Seasonal Food in November

November seasonal food

November has arrived, bringing with it a blanket of fog (in Nottingham at least). I’ve often found that fog, rather like snow, seems to induce a childlike frenzy of emotion in otherwise mature and well-rounded adults. 

Some find it exciting and mysterious, others, creepy and eerie. A few think it’s just plain gloomy. For me, fog awakens my need to feel cosy. Walking to work, there’s almost a ghostly quality to the city. Everyone drifting by as if in a dream until eventually, growing more distant, they’re swallowed by the mist. 

Autumn firmly here – in fact, winter edging ever closer, it’s not surprising that this month’s seasonal foods are rather few and far between…

Fruit & Veg

Dates

Pomegranates

Cauliflower

Jerusalem Artichoke

You would be forgiven for thinking that the humble cauliflower is the least exciting of this little bunch.  Perhaps it is, if it’s just boiled to within an inch of it’s life, and then served plan.  Curried however, it’s a wondrous thing. Cooked with onion, cubes of potato, and a few well chosen spices it makes a simple to make but really rather wonderful treat!

As for cauliflower cheese, I can’t think of many dishes (especially vegetable dishes) which offer such creamy comfort.  As a child, we often used to have this as a main meal, with more vegetables on the side for good measure. I never once felt there was anything lacking in such a meal!

Meat & Fish

Venison

I cooked venison for the first time last year, making my ‘Harty’ Venison Stew (I was very pleased with that little pun at the time – and I must say, I still am!)
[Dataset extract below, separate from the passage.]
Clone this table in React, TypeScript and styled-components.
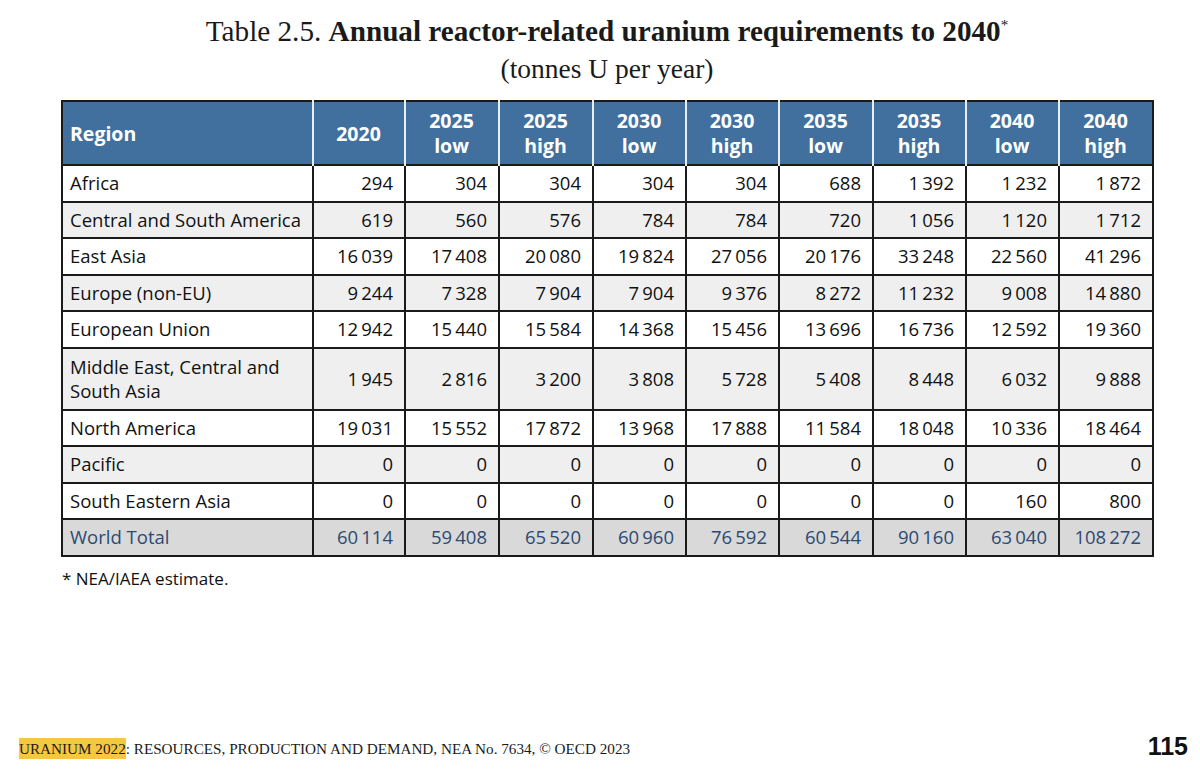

It makes a lovely, more gamey alternative to beef, and in this rather cold and blustery month, it provides robust flavour to bolster you against the chill!

My thoughts on November’s Seasonal Foods last year…

Other seasonal eats

Chicken & Vegetable Broth

Get your glow back with a bowlful of this Chicken & Vegetable Broth. Bitefuls of carrot and swede, the occasional satisfying pop of a pea, chicken that’s fallen from the bone and glistening pearl barley… 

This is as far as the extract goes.